start

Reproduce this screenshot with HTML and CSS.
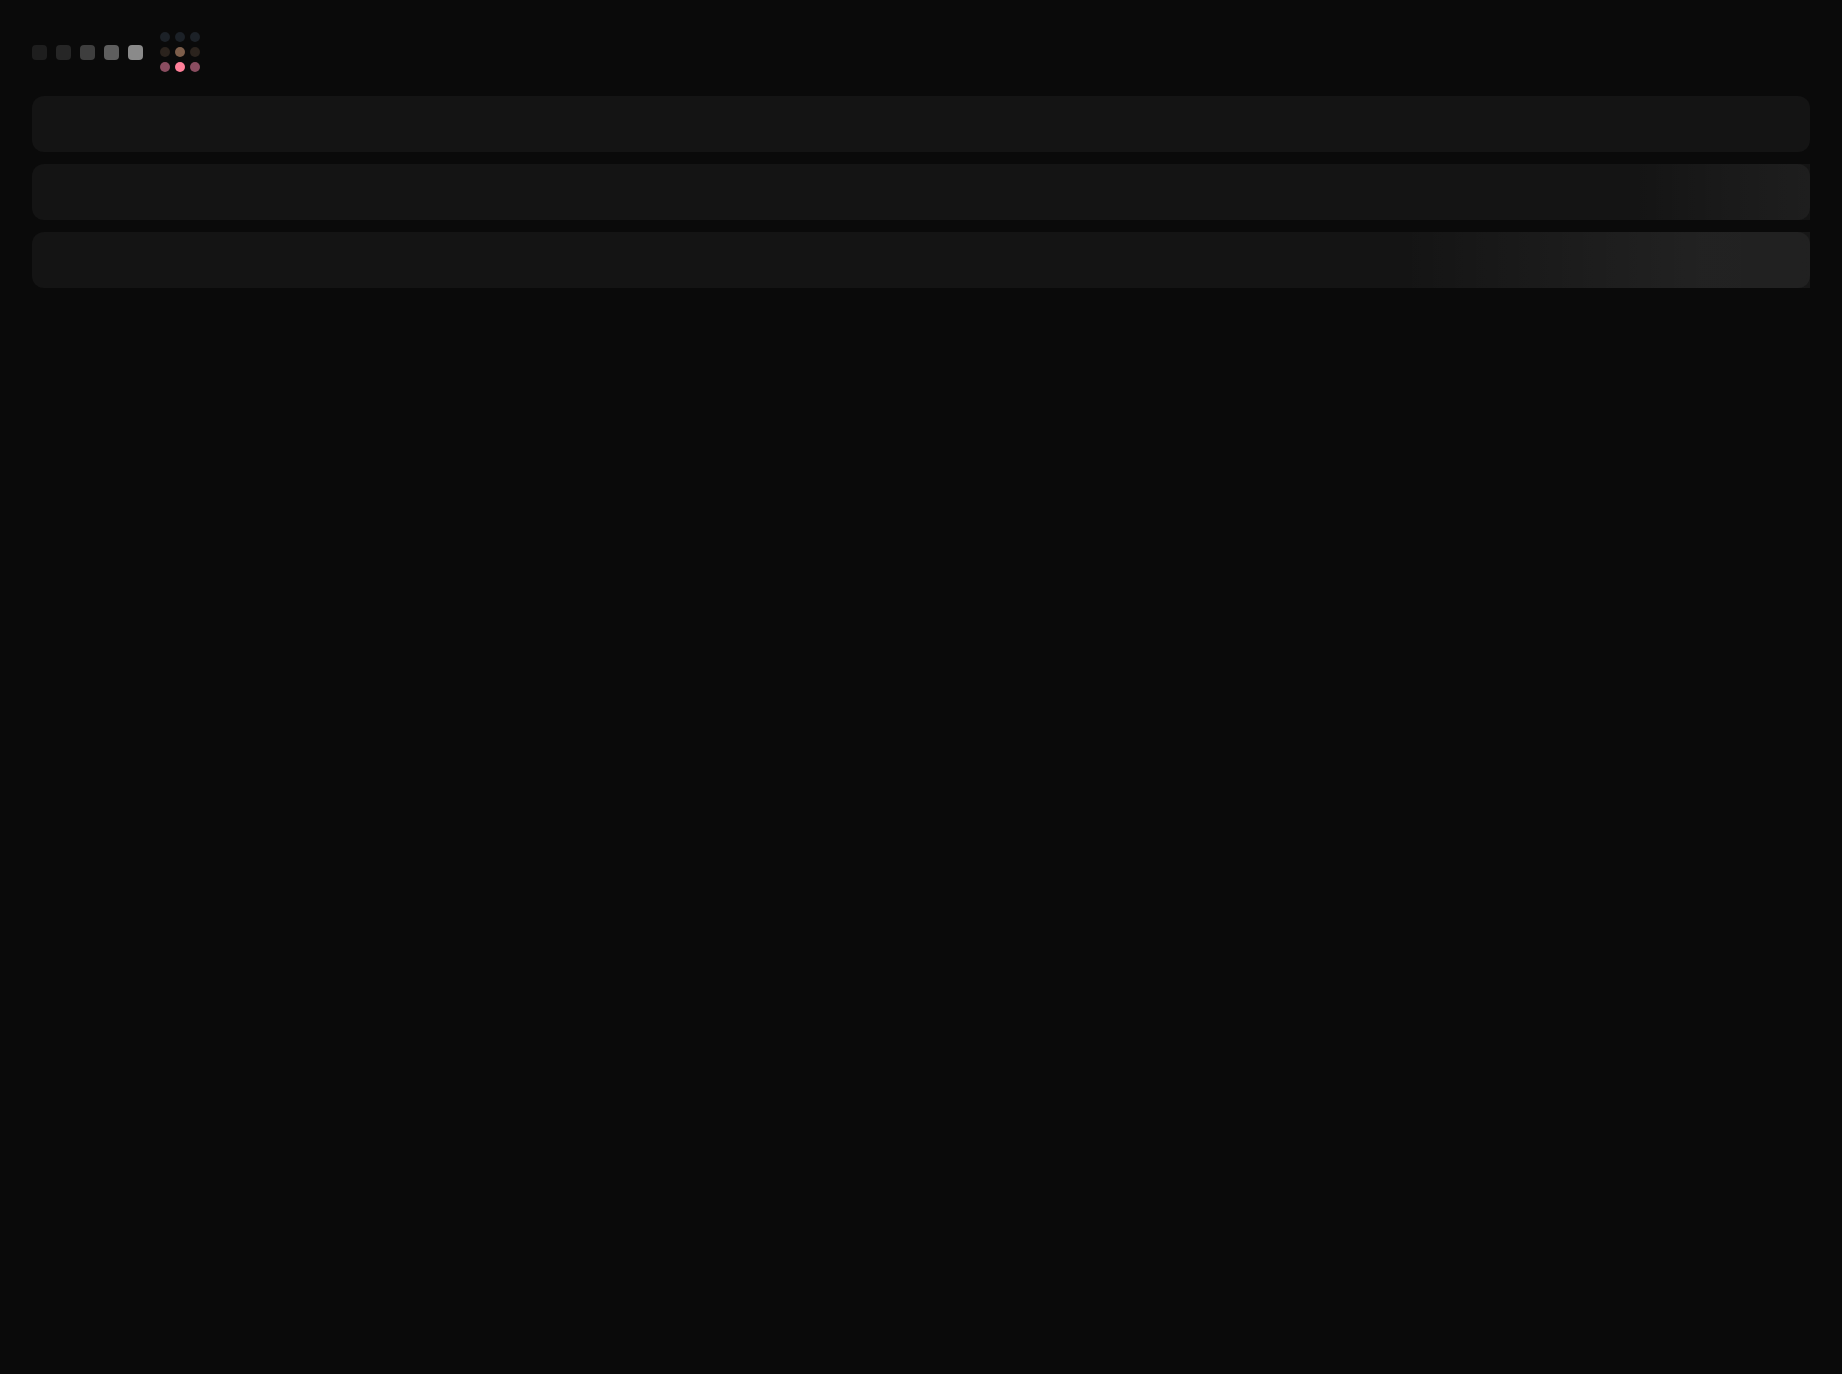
FILE: index.html
```html
<!DOCTYPE html>
<html lang="en">
<head>
<meta charset="utf-8">
<title>Skeleton</title>
<link rel="stylesheet" href="styles.css">
</head>
<body>
<div class="page">
  <header class="header">
    <div class="swatches">
      <span class="swatch s1"></span>
      <span class="swatch s2"></span>
      <span class="swatch s3"></span>
      <span class="swatch s4"></span>
      <span class="swatch s5"></span>
    </div>
    <div class="dots">
      <span class="dot d-blue"></span>
      <span class="dot d-blue"></span>
      <span class="dot d-blue"></span>
      <span class="dot d-brown-dim"></span>
      <span class="dot d-brown"></span>
      <span class="dot d-brown-dim"></span>
      <span class="dot d-pink-dim"></span>
      <span class="dot d-pink"></span>
      <span class="dot d-pink-dim"></span>
    </div>
  </header>
  <main class="list">
    <div class="bar"></div>
    <div class="bar bar-shimmer-a"></div>
    <div class="bar bar-shimmer-b"></div>
  </main>
</div>
</body>
</html>
```

FILE: styles.css
```css
html, body {
  margin: 0;
  padding: 0;
  background: #0a0a0a;
  font-family: "Inter", "Liberation Sans", sans-serif;
}

.page {
  padding: 32px;
}

.header {
  display: flex;
  align-items: center;
  gap: 17px;
  height: 40px;
}

.swatches {
  display: flex;
  align-items: center;
  gap: 9px;
}

.swatch {
  display: block;
  width: 15px;
  height: 15px;
  border-radius: 4px;
}

.s1 { background: #1e1e1e; }
.s2 { background: #262626; }
.s3 { background: #3e3e3e; }
.s4 { background: #5e5e5e; }
.s5 { background: #8a8a8a; }

.dots {
  display: grid;
  grid-template-columns: repeat(3, 10px);
  grid-auto-rows: 10px;
  gap: 5px;
}

.dot {
  display: block;
  width: 10px;
  height: 10px;
  border-radius: 50%;
}

.d-blue { background: #1c2127; }
.d-brown-dim { background: #2b231d; }
.d-brown { background: #7d5e4b; }
.d-pink-dim { background: #8a4d60; }
.d-pink { background: #ff7f99; }

.list {
  display: flex;
  flex-direction: column;
  gap: 12px;
  margin-top: 24px;
}

.bar {
  position: relative;
  height: 56px;
  border-radius: 12px;
  background: #141414;
}

.bar-shimmer-a::after,
.bar-shimmer-b::after {
  content: "";
  position: absolute;
  inset: 0;
  pointer-events: none;
}

.bar-shimmer-a::after {
  background: linear-gradient(90deg,
    rgba(255, 255, 255, 0) 0%,
    rgba(255, 255, 255, 0) 90%,
    rgba(255, 255, 255, 0.025) 95%,
    rgba(255, 255, 255, 0.045) 100%);
}

.bar-shimmer-b::after {
  background: linear-gradient(90deg,
    rgba(255, 255, 255, 0) 0%,
    rgba(255, 255, 255, 0) 77%,
    rgba(255, 255, 255, 0.035) 87%,
    rgba(255, 255, 255, 0.06) 94%,
    rgba(255, 255, 255, 0.055) 100%);
}
```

end

▸ **Task goal**:
Reproduce each line exactly as it appears, omitting the pictures.

▸ **Full response**:
Reproduce this screenshot with HTML and CSS.
FILE: index.html
```html
<!DOCTYPE html>
<html lang="en">
<head>
<meta charset="utf-8">
<title>Skeleton</title>
<link rel="stylesheet" href="styles.css">
</head>
<body>
<div class="page">
  <header class="header">
    <div class="swatches">
      <span class="swatch s1"></span>
      <span class="swatch s2"></span>
      <span class="swatch s3"></span>
      <span class="swatch s4"></span>
      <span class="swatch s5"></span>
    </div>
    <div class="dots">
      <span class="dot d-blue"></span>
      <span class="dot d-blue"></span>
      <span class="dot d-blue"></span>
      <span class="dot d-brown-dim"></span>
      <span class="dot d-brown"></span>
      <span class="dot d-brown-dim"></span>
      <span class="dot d-pink-dim"></span>
      <span class="dot d-pink"></span>
      <span class="dot d-pink-dim"></span>
    </div>
  </header>
  <main class="list">
    <div class="bar"></div>
    <div class="bar bar-shimmer-a"></div>
    <div class="bar bar-shimmer-b"></div>
  </main>
</div>
</body>
</html>
```

FILE: styles.css
```css
html, body {
  margin: 0;
  padding: 0;
  background: #0a0a0a;
  font-family: "Inter", "Liberation Sans", sans-serif;
}

.page {
  padding: 32px;
}

.header {
  display: flex;
  align-items: center;
  gap: 17px;
  height: 40px;
}

.swatches {
  display: flex;
  align-items: center;
  gap: 9px;
}

.swatch {
  display: block;
  width: 15px;
  height: 15px;
  border-radius: 4px;
}

.s1 { background: #1e1e1e; }
.s2 { background: #262626; }
.s3 { background: #3e3e3e; }
.s4 { background: #5e5e5e; }
.s5 { background: #8a8a8a; }

.dots {
  display: grid;
  grid-template-columns: repeat(3, 10px);
  grid-auto-rows: 10px;
  gap: 5px;
}

.dot {
  display: block;
  width: 10px;
  height: 10px;
  border-radius: 50%;
}

.d-blue { background: #1c2127; }
.d-brown-dim { background: #2b231d; }
.d-brown { background: #7d5e4b; }
.d-pink-dim { background: #8a4d60; }
.d-pink { background: #ff7f99; }

.list {
  display: flex;
  flex-direction: column;
  gap: 12px;
  margin-top: 24px;
}

.bar {
  position: relative;
  height: 56px;
  border-radius: 12px;
  background: #141414;
}

.bar-shimmer-a::after,
.bar-shimmer-b::after {
  content: "";
  position: absolute;
  inset: 0;
  pointer-events: none;
}

.bar-shimmer-a::after {
  background: linear-gradient(90deg,
    rgba(255, 255, 255, 0) 0%,
    rgba(255, 255, 255, 0) 90%,
    rgba(255, 255, 255, 0.025) 95%,
    rgba(255, 255, 255, 0.045) 100%);
}

.bar-shimmer-b::after {
  background: linear-gradient(90deg,
    rgba(255, 255, 255, 0) 0%,
    rgba(255, 255, 255, 0) 77%,
    rgba(255, 255, 255, 0.035) 87%,
    rgba(255, 255, 255, 0.06) 94%,
    rgba(255, 255, 255, 0.055) 100%);
}
```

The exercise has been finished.